It’s the perfect comedy for an airplane.


The idea is clever. The casting is pretty great. And there are some really funny moments.


But the story structure is wildly inconsistent and it just doesn’t quite gel.


It’s not complicated. Uptight FBI agent gets stuck with a wildcard Boston cop, the shit gets deep, unexpected truths are revealed between the women, and in the third act, they team up, somewhat reversing roles, for a big, fun ending.


So, for instance, Melissa McCarthy’s movie family, led by Jane Burtain as her mom, is nearly perfect. But it gets mushy at times. And while Michael Rappaport behaves in ways that make no sense, there never is the great scene with McCarthy & Jane Curtain… as how she came from Curtain’s womb is a great comic premise.

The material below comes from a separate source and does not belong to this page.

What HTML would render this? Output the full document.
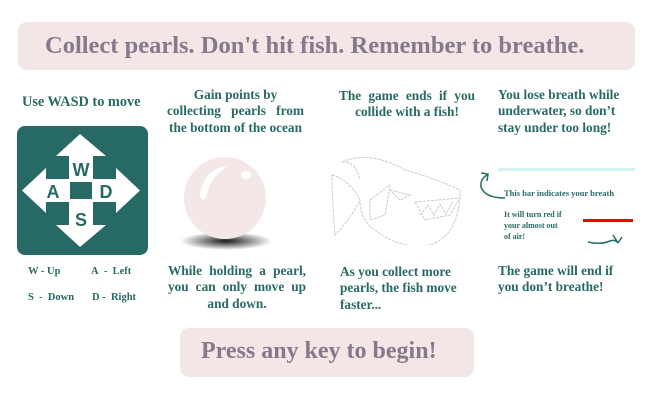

Flip side, Sandra Bullock is Ms. Lonely… but that too is not played on enough or consistently enough (with Marlon Wayans as the threat to be interesting to her). And the fact that McCarthy’s rager has men in every storefront they enter should be really funny. There are plenty of reasons why McCarthy’s no BS character would be attractive to all kinds of guys, even more than Bullock’s more classic cutie. But it’s almost as though it was there, but they didn’t want to pull the trigger too hard.


Anyway… amusing enough. Not much more than that. It had the potential to be a minor classic. ut the film screams for structure that it doesn’t have. And as fun as the many improved hijinks are, they don’t add up to a complete, clear, comic vision.